start

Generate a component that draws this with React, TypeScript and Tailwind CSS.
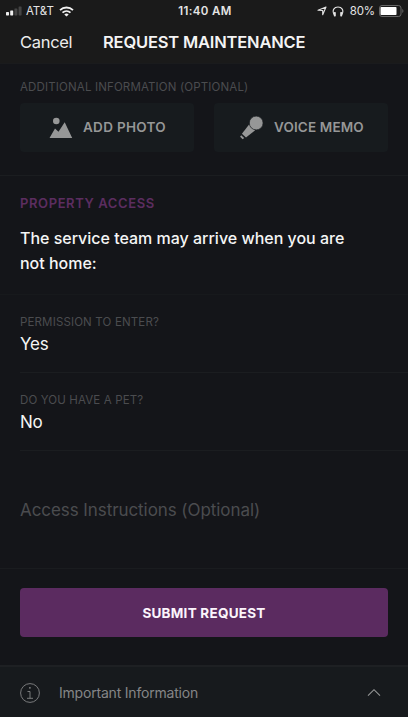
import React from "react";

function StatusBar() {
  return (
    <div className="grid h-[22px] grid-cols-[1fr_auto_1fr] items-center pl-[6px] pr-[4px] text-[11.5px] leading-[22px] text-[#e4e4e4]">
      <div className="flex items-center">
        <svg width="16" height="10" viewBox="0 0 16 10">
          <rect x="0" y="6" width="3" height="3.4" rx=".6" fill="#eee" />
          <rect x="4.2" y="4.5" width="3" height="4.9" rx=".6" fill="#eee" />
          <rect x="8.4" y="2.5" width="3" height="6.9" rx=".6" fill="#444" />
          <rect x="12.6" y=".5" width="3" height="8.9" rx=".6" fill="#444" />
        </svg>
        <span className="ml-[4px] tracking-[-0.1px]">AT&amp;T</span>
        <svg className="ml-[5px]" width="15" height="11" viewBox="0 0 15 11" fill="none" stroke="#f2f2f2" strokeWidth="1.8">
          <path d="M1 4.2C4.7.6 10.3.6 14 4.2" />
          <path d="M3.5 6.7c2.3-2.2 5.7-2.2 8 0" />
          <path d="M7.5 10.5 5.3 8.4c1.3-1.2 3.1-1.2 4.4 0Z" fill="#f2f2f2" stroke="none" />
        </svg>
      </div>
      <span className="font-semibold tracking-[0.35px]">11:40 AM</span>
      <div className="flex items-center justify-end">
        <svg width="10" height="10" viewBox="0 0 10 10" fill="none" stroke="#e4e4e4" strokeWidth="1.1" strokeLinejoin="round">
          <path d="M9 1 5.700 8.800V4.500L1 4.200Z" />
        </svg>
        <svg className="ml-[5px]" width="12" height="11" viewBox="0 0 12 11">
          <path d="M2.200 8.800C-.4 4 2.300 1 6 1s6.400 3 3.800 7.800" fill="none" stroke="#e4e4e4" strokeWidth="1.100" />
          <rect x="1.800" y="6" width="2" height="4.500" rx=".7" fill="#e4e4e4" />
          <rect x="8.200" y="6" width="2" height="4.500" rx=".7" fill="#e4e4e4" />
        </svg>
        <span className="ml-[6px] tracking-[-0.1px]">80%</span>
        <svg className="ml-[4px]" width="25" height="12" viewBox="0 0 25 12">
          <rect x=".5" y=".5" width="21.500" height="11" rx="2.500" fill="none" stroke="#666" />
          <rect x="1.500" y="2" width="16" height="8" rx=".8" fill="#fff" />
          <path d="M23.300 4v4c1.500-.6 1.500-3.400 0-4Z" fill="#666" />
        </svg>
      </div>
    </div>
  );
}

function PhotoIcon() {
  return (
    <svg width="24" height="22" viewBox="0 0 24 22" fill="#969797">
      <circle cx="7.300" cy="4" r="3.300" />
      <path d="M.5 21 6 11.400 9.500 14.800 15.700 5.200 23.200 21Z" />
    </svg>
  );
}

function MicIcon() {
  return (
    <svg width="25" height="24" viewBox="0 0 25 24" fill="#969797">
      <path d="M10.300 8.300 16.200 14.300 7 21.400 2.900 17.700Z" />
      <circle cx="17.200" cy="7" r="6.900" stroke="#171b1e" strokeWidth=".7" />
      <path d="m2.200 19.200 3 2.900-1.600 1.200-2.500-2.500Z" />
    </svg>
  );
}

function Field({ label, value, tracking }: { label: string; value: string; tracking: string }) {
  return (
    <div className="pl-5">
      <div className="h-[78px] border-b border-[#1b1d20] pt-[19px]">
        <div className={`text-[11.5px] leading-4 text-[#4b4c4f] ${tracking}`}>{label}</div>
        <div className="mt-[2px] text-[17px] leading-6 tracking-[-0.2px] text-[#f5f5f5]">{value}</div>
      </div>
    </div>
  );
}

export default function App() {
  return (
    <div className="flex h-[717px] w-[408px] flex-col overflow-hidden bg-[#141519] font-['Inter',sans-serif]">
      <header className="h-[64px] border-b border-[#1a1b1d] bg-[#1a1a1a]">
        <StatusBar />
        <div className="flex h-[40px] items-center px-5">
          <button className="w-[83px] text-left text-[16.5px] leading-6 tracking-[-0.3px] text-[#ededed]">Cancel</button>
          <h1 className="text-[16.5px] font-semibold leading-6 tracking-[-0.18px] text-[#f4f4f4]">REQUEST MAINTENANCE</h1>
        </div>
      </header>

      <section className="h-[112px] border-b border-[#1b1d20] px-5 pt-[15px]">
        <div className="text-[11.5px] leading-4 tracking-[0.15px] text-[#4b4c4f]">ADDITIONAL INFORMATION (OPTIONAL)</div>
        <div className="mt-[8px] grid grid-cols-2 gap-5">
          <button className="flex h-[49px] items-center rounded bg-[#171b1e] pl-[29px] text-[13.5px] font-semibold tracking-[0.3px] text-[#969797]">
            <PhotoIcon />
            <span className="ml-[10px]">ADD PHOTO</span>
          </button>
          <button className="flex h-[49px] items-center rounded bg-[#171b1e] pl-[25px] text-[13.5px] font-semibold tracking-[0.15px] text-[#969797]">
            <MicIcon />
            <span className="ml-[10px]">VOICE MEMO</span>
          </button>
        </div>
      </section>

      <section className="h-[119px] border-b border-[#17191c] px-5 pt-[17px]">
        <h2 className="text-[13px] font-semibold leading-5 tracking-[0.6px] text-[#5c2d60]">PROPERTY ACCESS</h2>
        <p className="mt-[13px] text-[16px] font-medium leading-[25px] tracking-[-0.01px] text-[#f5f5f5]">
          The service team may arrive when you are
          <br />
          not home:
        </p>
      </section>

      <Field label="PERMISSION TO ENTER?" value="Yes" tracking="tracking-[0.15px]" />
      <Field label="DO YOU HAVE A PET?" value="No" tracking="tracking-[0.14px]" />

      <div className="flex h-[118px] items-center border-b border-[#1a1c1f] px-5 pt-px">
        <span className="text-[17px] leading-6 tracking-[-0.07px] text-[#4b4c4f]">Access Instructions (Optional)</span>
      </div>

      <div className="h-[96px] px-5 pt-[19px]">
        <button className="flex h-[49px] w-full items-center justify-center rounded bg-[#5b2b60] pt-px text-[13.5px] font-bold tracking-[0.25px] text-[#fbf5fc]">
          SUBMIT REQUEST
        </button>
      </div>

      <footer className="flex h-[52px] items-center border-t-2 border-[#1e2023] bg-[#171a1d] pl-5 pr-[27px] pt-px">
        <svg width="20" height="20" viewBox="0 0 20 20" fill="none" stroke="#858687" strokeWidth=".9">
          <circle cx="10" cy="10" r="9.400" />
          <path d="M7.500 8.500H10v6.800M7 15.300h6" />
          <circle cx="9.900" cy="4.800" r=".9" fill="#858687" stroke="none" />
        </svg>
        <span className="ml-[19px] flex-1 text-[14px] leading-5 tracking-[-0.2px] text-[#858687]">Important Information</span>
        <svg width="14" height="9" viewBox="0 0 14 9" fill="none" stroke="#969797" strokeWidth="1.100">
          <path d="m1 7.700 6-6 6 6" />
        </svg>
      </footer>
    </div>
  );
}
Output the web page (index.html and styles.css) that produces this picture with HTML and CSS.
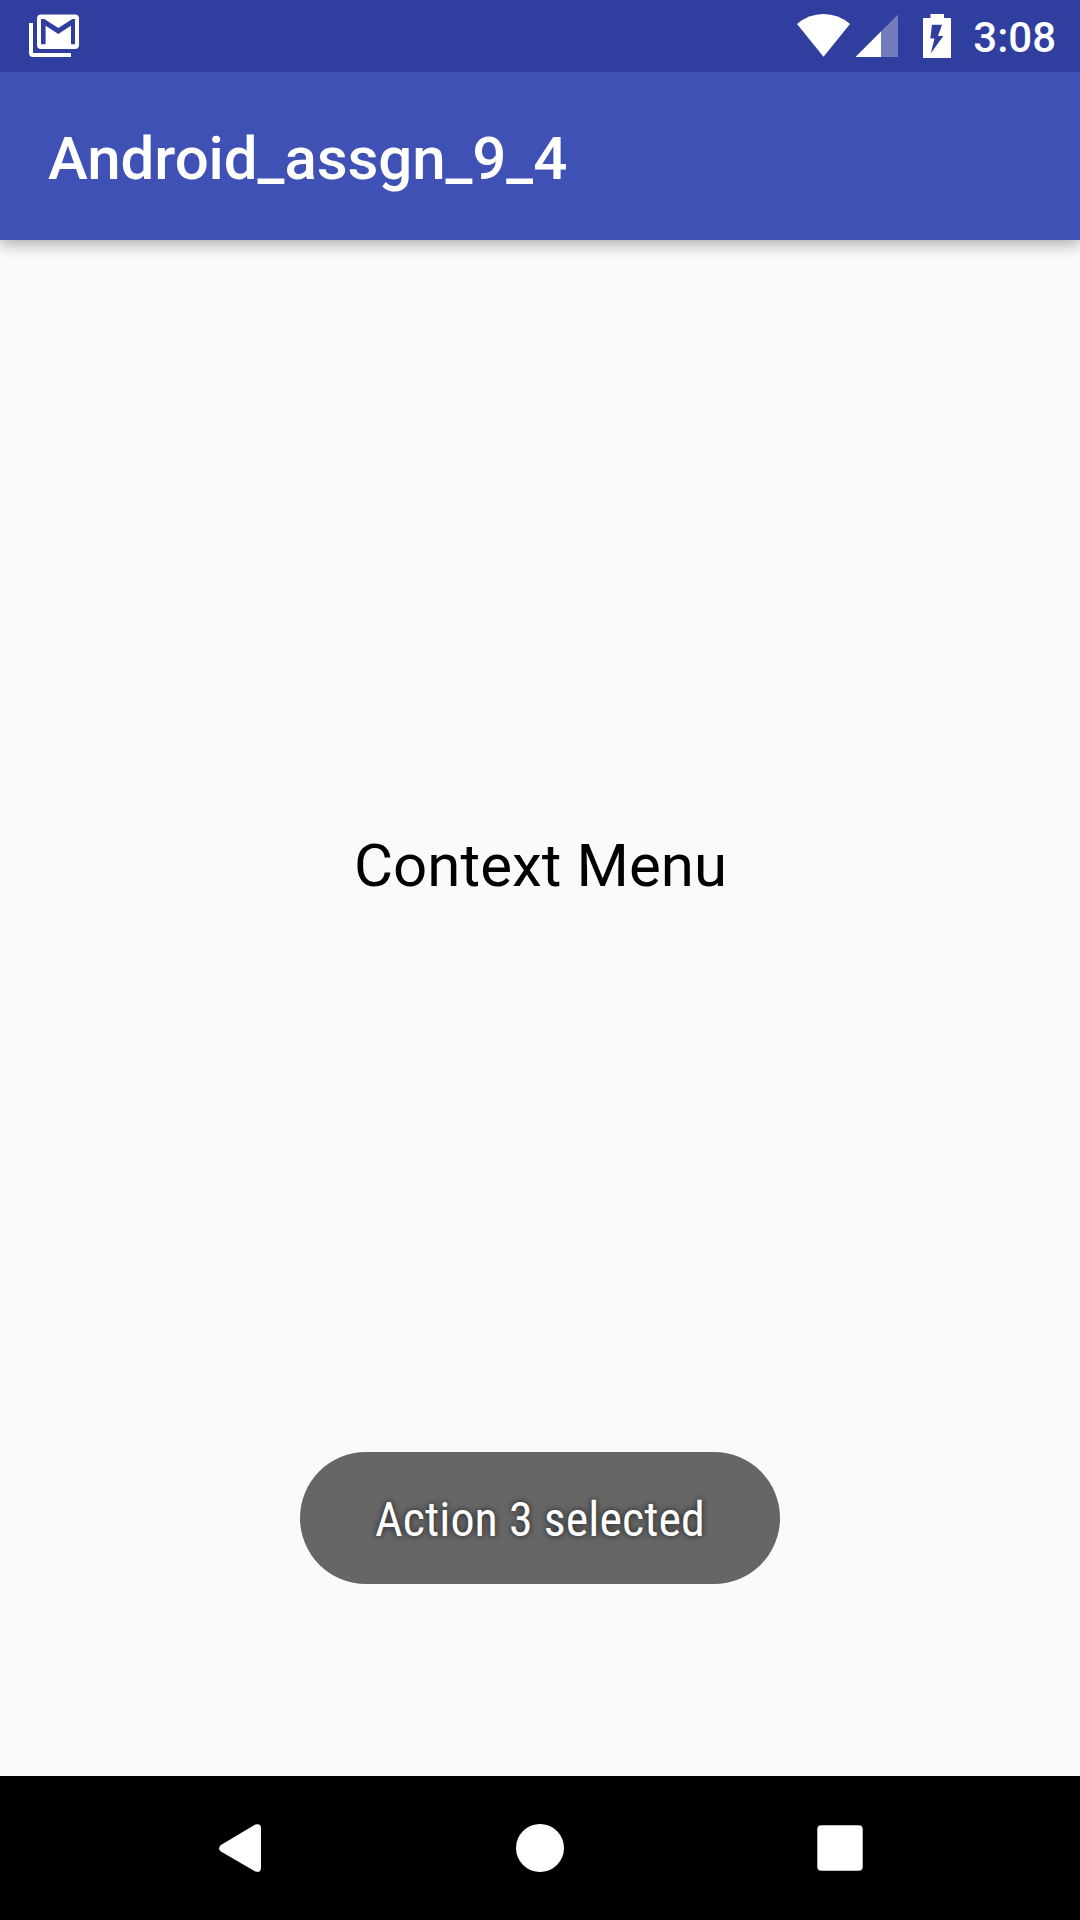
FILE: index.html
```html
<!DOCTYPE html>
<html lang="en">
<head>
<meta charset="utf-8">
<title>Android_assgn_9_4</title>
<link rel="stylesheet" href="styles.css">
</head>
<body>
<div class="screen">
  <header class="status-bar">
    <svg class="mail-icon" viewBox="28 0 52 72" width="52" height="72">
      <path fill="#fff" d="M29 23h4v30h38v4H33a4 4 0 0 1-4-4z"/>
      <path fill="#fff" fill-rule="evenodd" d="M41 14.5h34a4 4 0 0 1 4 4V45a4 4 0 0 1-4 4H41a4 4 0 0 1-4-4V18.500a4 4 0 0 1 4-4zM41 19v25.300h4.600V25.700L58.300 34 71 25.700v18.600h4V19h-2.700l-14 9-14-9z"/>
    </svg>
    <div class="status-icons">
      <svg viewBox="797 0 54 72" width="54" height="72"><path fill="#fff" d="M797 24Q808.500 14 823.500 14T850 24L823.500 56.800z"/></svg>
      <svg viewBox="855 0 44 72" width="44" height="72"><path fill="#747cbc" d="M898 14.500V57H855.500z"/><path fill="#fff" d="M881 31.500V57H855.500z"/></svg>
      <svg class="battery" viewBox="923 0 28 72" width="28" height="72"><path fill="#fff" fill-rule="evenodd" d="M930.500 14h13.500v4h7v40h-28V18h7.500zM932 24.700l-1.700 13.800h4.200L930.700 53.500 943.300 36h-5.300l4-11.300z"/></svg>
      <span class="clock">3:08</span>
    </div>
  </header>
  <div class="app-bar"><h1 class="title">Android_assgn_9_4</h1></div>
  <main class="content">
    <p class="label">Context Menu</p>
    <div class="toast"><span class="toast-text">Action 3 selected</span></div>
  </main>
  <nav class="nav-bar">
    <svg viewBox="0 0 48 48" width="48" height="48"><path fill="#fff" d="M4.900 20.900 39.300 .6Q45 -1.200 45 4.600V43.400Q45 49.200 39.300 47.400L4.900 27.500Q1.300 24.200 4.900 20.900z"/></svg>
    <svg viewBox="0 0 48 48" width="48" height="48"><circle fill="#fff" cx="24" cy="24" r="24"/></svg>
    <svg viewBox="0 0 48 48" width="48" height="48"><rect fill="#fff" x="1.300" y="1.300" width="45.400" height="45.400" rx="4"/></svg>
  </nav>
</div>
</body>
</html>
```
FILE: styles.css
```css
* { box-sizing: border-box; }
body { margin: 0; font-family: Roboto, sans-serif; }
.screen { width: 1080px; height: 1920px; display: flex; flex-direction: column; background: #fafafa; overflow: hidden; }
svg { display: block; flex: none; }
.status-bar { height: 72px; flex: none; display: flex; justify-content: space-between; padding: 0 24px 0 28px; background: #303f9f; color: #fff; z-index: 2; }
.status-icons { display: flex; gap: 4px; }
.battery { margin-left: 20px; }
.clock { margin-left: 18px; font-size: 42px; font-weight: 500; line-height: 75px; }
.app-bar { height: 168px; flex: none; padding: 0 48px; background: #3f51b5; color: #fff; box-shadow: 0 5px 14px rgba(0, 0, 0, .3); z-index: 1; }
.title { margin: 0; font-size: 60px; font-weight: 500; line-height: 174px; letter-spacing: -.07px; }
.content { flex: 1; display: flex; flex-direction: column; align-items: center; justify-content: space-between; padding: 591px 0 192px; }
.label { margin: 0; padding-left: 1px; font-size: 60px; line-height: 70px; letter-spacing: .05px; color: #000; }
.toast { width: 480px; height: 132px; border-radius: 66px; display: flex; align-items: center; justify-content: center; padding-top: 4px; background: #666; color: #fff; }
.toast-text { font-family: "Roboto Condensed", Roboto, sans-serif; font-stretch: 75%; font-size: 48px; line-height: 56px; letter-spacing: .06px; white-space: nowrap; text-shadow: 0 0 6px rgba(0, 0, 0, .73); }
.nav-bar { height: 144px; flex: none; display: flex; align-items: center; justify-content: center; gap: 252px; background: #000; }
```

end

__What you are asked to do__. Please return, exactly as written, the lines from the first line of the records above through the line containing "import React from", both included, leaving out any pictures.

__Exercise result__.
Generate a component that draws this with React, TypeScript and Tailwind CSS.
import React from "react";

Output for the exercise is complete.